Model 3 is an amazing car. This information has been leaked a while back. The first day's in-store reservation is going to be a large number. Then the first few minutes' online reservation on April 1st will be crazy. After Elon announces several years' Model 3s have been sold out, many people will regret they didn't act quickly. I can not think of any event like this in history. I heard several people and online survey predicted 50k~80k reservation. I think the initial number will be way larger than that, later it will pass one million. This is the beginning of the end of ICE. We are witnessing history in the making. I just keep my approach: adding TSLA with trading profit (from other stocks and indexes). Because my view is TSLA will rise to thousands, I don't have problem adding at any price. Pullbacks and breakouts are great, special thanks to shorts.
 
I want to ask here what people predict the price action will be after March 31 if Tesla ends up showing renderings and releasing specs of the Model 3 and not an actual prototype.

Reason I'm thinking about this is that I went by the Tesla store at Stanford Mall today to ask about the reservation process, and the answer I got was a little worrisome in my mind.
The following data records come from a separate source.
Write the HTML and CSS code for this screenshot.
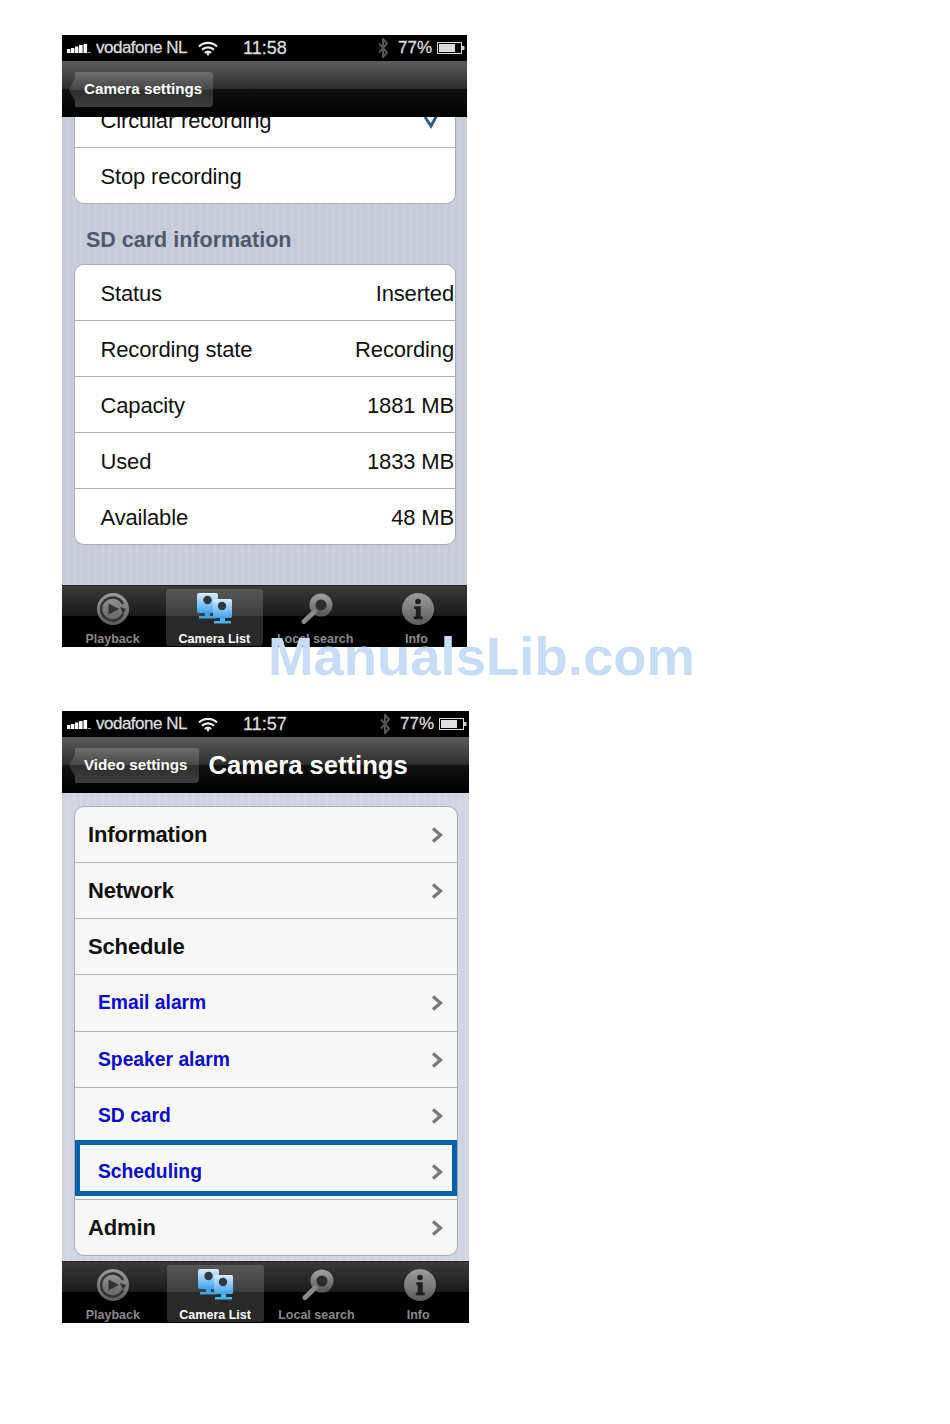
FILE: index.html
```html
<!DOCTYPE html>
<html lang="en">
<head>
  <meta charset="UTF-8" />
  <meta name="viewport" content="width=device-width, initial-scale=1.0" />
  <title>Camera settings</title>
  <link rel="stylesheet" href="styles.css">
</head>
<body>
  <!-- Shared icons -->
  <svg class="icon-defs" width="0" height="0" aria-hidden="true">
    <defs>
      <linearGradient id="greyFill" x1="0" y1="0" x2="0" y2="1">
        <stop offset="0" stop-color="#9c9c9c" />
        <stop offset="1" stop-color="#5c5c5c" />
      </linearGradient>
      <linearGradient id="blueFill" x1="0" y1="0" x2="0" y2="1">
        <stop offset="0" stop-color="#dcecfa" />
        <stop offset="1" stop-color="#3fa4ee" />
      </linearGradient>
    </defs>
    <symbol id="iconSignal" viewBox="0 0 25 10">
      <rect x="0" y="5" width="3.400" height="4" fill="#fff" />
      <rect x="4" y="4" width="3.400" height="5" fill="#fff" />
      <rect x="8" y="2.500" width="3.400" height="6.500" fill="#fff" />
      <rect x="12" y="1" width="3.600" height="8" fill="#fff" />
      <rect x="16.500" y="0" width="3.600" height="9" fill="#fff" />
      <rect x="21" y="8" width="3" height="1" fill="#999" />
    </symbol>
    <symbol id="iconWifi" viewBox="0 0 20 15">
      <path d="M1 5.500a13 13 0 0 1 18 0M4 8.800a8.600 8.600 0 0 1 12 0M7 12a4 4 0 0 1 6 0" fill="none" stroke="#eee" stroke-width="2.200" />
      <path d="M8.400 12.800L10 11.600l1.600 1.200L10 15z" fill="#eee" />
    </symbol>
    <symbol id="iconBluetooth" viewBox="0 0 10 20">
      <path d="M1 5.500l8 9-4 4.500V1l4 4.500-8 9" fill="none" stroke="#555" stroke-width="2" />
    </symbol>
    <symbol id="iconBattery" viewBox="0 0 28 12">
      <rect x="0.500" y="0.500" width="24" height="11" fill="none" stroke="#ddd" />
      <rect x="2" y="2" width="16" height="8" fill="#ddd" />
      <rect x="25" y="4" width="2.500" height="4" fill="#ccc" />
    </symbol>
    <symbol id="iconChevron" viewBox="0 0 12 16">
      <path d="M2 1.500L9.500 8L2 14.500" fill="none" stroke="#777" stroke-width="3.200" />
    </symbol>
    <symbol id="iconCheck" viewBox="0 0 16 16">
      <path d="M2 4l6 9 6-11" fill="none" stroke="#3a5a8c" stroke-width="3" />
    </symbol>
    <symbol id="iconPlayback" viewBox="0 0 32 32">
      <circle cx="16" cy="16" r="16" fill="url(#greyFill)" />
      <path d="M26 21a11.500 11.500 0 1 1 0-10" fill="none" stroke="#333" stroke-width="2.400" />
      <path d="M23 14l6 2-3 5z" fill="#333" />
      <path d="M11.500 10.500L22 16l-10.500 5.500z" fill="#333" />
    </symbol>
    <symbol id="iconCameras" viewBox="0 0 35 32">
      <rect x="0" y="0" width="21" height="20" rx="2" fill="url(#blueFill)" />
      <circle cx="10.500" cy="7" r="4.200" fill="#2d3a46" />
      <path d="M8 20h5v3h6v2.500H2V23h6z" fill="#3fa4ee" />
      <rect x="16" y="6" width="19" height="19" rx="1.500" fill="url(#blueFill)" />
      <circle cx="25" cy="13" r="4.200" fill="#2d3a46" />
      <path d="M23 25h5v3h6v2.500H17V28h6z" fill="#45b8ee" />
    </symbol>
    <symbol id="iconSearch" viewBox="0 0 32 31">
      <circle cx="20" cy="11.500" r="8.500" fill="#2b2b2b" stroke="url(#greyFill)" stroke-width="6" />
      <path d="M13 18.500L3 28" stroke="#8a8a8a" stroke-width="5" stroke-linecap="round" />
    </symbol>
    <symbol id="iconInfo" viewBox="0 0 30 30">
      <circle cx="15" cy="15" r="15" fill="url(#greyFill)" />
      <circle cx="15" cy="8" r="2.600" fill="#1d1d1d" />
      <path d="M11.500 12.500h6v9.500h2v2.500h-8.500V22h2v-7h-1.500z" fill="#1d1d1d" />
    </symbol>
  </svg>

  <!-- SD card screen -->
  <div class="phone phone-sd">
    <div class="status-bar">
      <svg class="signal"><use href="#iconSignal" /></svg>
      <span class="carrier">vodafone NL</span>
      <svg class="wifi"><use href="#iconWifi" /></svg>
      <span class="clock">11:58</span>
      <svg class="bluetooth"><use href="#iconBluetooth" /></svg>
      <span class="percent">77%</span>
      <svg class="battery"><use href="#iconBattery" /></svg>
    </div>
    <div class="nav-bar">
      <span class="back-button">Camera settings</span>
    </div>
    <div class="content">
      <div class="card card-clipped">
        <div class="row">
          <span>Circular recording</span>
          <svg class="check"><use href="#iconCheck" /></svg>
        </div>
        <div class="row"><span>Stop recording</span></div>
      </div>
      <h2 class="section-title">SD card information</h2>
      <div class="card">
        <div class="row"><span>Status</span><span class="value">Inserted</span></div>
        <div class="row"><span>Recording state</span><span class="value">Recording</span></div>
        <div class="row"><span>Capacity</span><span class="value">1881 MB</span></div>
        <div class="row"><span>Used</span><span class="value">1833 MB</span></div>
        <div class="row"><span>Available</span><span class="value">48 MB</span></div>
      </div>
    </div>
    <div class="tab-bar">
      <div class="tab"><svg class="tab-icon"><use href="#iconPlayback" /></svg><span>Playback</span></div>
      <div class="tab active"><svg class="tab-icon cameras"><use href="#iconCameras" /></svg><span>Camera List</span></div>
      <div class="tab"><svg class="tab-icon nudged"><use href="#iconSearch" /></svg><span>Local search</span></div>
      <div class="tab"><svg class="tab-icon nudged"><use href="#iconInfo" /></svg><span>Info</span></div>
    </div>
  </div>

  <!-- Camera settings screen -->
  <div class="phone phone-settings">
    <div class="status-bar">
      <svg class="signal"><use href="#iconSignal" /></svg>
      <span class="carrier">vodafone NL</span>
      <svg class="wifi"><use href="#iconWifi" /></svg>
      <span class="clock">11:57</span>
      <svg class="bluetooth"><use href="#iconBluetooth" /></svg>
      <span class="percent">77%</span>
      <svg class="battery"><use href="#iconBattery" /></svg>
    </div>
    <div class="nav-bar">
      <span class="back-button">Video settings</span>
      <h1 class="nav-title">Camera settings</h1>
    </div>
    <div class="content">
      <div class="card card-menu">
        <div class="row menu-row"><span>Information</span><svg class="chevron"><use href="#iconChevron" /></svg></div>
        <div class="row menu-row"><span>Network</span><svg class="chevron"><use href="#iconChevron" /></svg></div>
        <div class="row menu-row"><span>Schedule</span></div>
        <div class="row menu-row sub-row first-sub"><span>Email alarm</span><svg class="chevron"><use href="#iconChevron" /></svg></div>
        <div class="row menu-row sub-row"><span>Speaker alarm</span><svg class="chevron"><use href="#iconChevron" /></svg></div>
        <div class="row menu-row sub-row"><span>SD card</span><svg class="chevron"><use href="#iconChevron" /></svg></div>
        <div class="row menu-row sub-row marked"><span>Scheduling</span><svg class="chevron"><use href="#iconChevron" /></svg></div>
        <div class="row menu-row"><span>Admin</span><svg class="chevron"><use href="#iconChevron" /></svg></div>
      </div>
    </div>
    <div class="tab-bar">
      <div class="tab"><svg class="tab-icon"><use href="#iconPlayback" /></svg><span>Playback</span></div>
      <div class="tab active"><svg class="tab-icon cameras"><use href="#iconCameras" /></svg><span>Camera List</span></div>
      <div class="tab"><svg class="tab-icon nudged"><use href="#iconSearch" /></svg><span>Local search</span></div>
      <div class="tab"><svg class="tab-icon nudged"><use href="#iconInfo" /></svg><span>Info</span></div>
    </div>
  </div>

  <div class="watermark">ManualsLib.com</div>
</body>
</html>
```

FILE: styles.css
```css
body {
  margin: 0;
  padding: 35px 0 0 62px;
  min-height: 1389px;
  position: relative;
  background: #fff;
  font-family: 'Liberation Sans', Arial, sans-serif;
  color: #111;
}
.icon-defs {
  display: block;
  height: 0;
}
.phone {
  display: flex;
  flex-direction: column;
  height: 612px;
  overflow: hidden;
}
.phone-sd {
  width: 405px;
}
.phone-settings {
  width: 407px;
  margin-top: 64px;
}

/* Status bar */
.status-bar {
  display: flex;
  align-items: center;
  height: 26px;
  flex-shrink: 0;
  padding: 0 2px 0 5px;
  background: #000;
  color: #ddd;
  font-size: 17px;
  letter-spacing: -0.5px;
  -webkit-text-stroke: 0.3px #ddd;
}
.signal {
  width: 25px;
  height: 10px;
  margin-top: 2px;
}
.carrier {
  margin-left: 4px;
  width: 102px;
  white-space: nowrap;
}
.wifi {
  width: 20px;
  height: 15px;
}
.clock {
  margin-left: 25px;
  font-size: 18px;
  letter-spacing: 0;
}
.bluetooth {
  width: 10px;
  height: 20px;
  margin-left: auto;
}
.percent {
  margin-left: 10px;
  letter-spacing: 0;
}
.battery {
  width: 28px;
  height: 12px;
  margin-left: 5px;
}

/* Nav bar */
.nav-bar {
  display: flex;
  align-items: center;
  flex-shrink: 0;
  height: 56px;
  padding-left: 13px;
  background: linear-gradient(#5c5c5c, #2e2e2e 49%, #111 50%, #000);
  position: relative;
  z-index: 1;
}
.back-button {
  position: relative;
  display: flex;
  align-items: center;
  height: 33px;
  padding: 0 11px 2px 9px;
  border-radius: 0 4px 4px 0;
  background: linear-gradient(#6e6e6e, #454545 50%, #2e2e2e 50%, #3c3c3c);
  color: #fff;
  font-size: 15.200px;
  font-weight: bold;
  white-space: nowrap;
}
.back-button::before {
  content: "";
  position: absolute;
  left: -9px;
  top: 5px;
  z-index: -1;
  width: 25px;
  height: 25px;
  transform: scaleX(0.55) rotate(45deg);
  border-radius: 3px;
  background: linear-gradient(135deg, #6e6e6e, #454545 50%, #2e2e2e 50%, #3c3c3c);
}
.nav-title {
  margin: 0 0 0 10px;
  color: #fff;
  font-size: 25.600px;
  font-weight: bold;
  white-space: nowrap;
}

/* Content */
.content {
  flex: 1;
  min-height: 0;
  overflow: hidden;
  padding: 0 11px 0 12px;
  background: repeating-linear-gradient(90deg, #c7cbd8 0, #c7cbd8 4px, #cbcfdb 4px, #cbcfdb 7px);
}
.phone-settings .content {
  background: repeating-linear-gradient(90deg, #d0d4df 0, #d0d4df 4px, #d4d8e3 4px, #d4d8e3 7px);
}
.card {
  overflow: hidden;
  background: #fff;
  border: 1px solid #a8abb3;
  border-radius: 10px;
}
.card-clipped {
  margin-top: -26px;
}
.card-menu {
  margin-top: 13px;
  background: #f7f7f7;
}
.row {
  position: relative;
  display: flex;
  align-items: center;
  justify-content: space-between;
  height: 55px;
  padding: 0 1px 0 25.500px;
  border-bottom: 1px solid #b4b4b4;
  font-size: 22px;
  letter-spacing: -0.15px;
  white-space: nowrap;
}
.phone-sd .row {
  height: 53px;
  padding-top: 2px;
}
.row:last-child {
  border-bottom: 0;
}
.check {
  width: 16px;
  height: 16px;
  margin-right: 15px;
}
.section-title {
  margin: 23px 0 11px 12px;
  font-size: 21.500px;
  line-height: 26px;
  font-weight: bold;
  color: #4f586e;
}

/* Settings menu */
.menu-row {
  padding: 0 14px 0 13px;
  font-weight: bold;
}
.sub-row {
  padding-left: 23px;
  font-size: 19.300px;
  letter-spacing: 0;
  color: #0b0bd0;
}
.first-sub {
  height: 56px;
}
.chevron {
  width: 12px;
  height: 16px;
}
.marked::after {
  content: "";
  position: absolute;
  left: 0;
  right: 0;
  top: -4px;
  height: 46px;
  border: 5px solid #0060a8;
}

/* Tab bar */
.tab-bar {
  display: grid;
  grid-template-columns: repeat(4, 1fr);
  flex-shrink: 0;
  height: 62px;
  background: linear-gradient(#3a3a3a, #1a1a1a 49%, #000 50%);
  border-top: 1px solid #222;
  box-sizing: border-box;
}
.tab {
  display: flex;
  flex-direction: column;
  align-items: center;
  padding-top: 7px;
  color: #8a8a8a;
  font-size: 12.500px;
  font-weight: bold;
  white-space: nowrap;
}
.tab span {
  margin-top: 7px;
}
.tab.active {
  margin: 3px 2px 2px 3px;
  padding-top: 4px;
  border-radius: 3px;
  background: rgba(255, 255, 255, 0.16);
  color: #fff;
}
.tab-icon {
  width: 32px;
  height: 32px;
}
.tab-icon.cameras {
  width: 35px;
}
.tab-icon.nudged {
  margin-left: 3px;
}

/* Site watermark sits over the first screen */
.watermark {
  position: absolute;
  left: 268px;
  top: 627px;
  color: #c8dcf5;
  font-size: 54.500px;
  line-height: 60px;
  font-weight: bold;
  white-space: nowrap;
}
```
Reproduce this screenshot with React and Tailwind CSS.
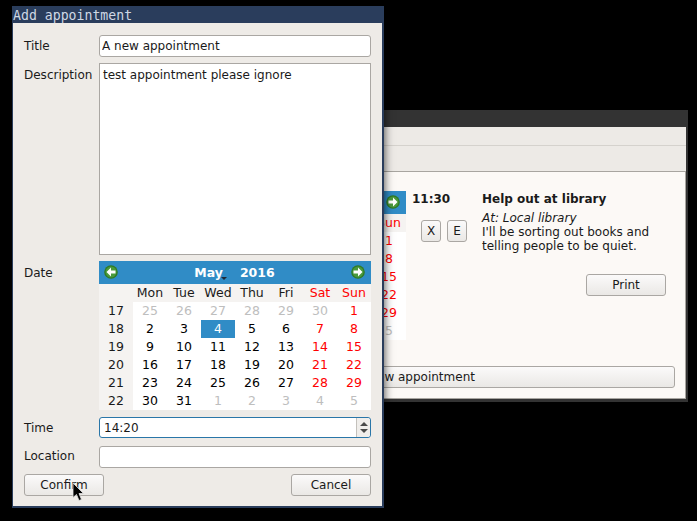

The sales rep said the first reservations would be taken at opening time, which is 10am at this location. When I asked about whether there would be a live broadcast of the unveiling, the rep said he doesn't know yet. He said it could be that they just release the information about Model 3 and not show a prototype. He also said the online reservations could follow the next day, or, a week later, he doesn't know yet. And when I asked will there be people camping out in front of the store, he said "I hope not, we don't want to have Apple like situations". Hmm, what's going on with this guy... is he trying to lower expectations, or he is just not sure what to say. Anyone else received a similar message at a store when asking for details?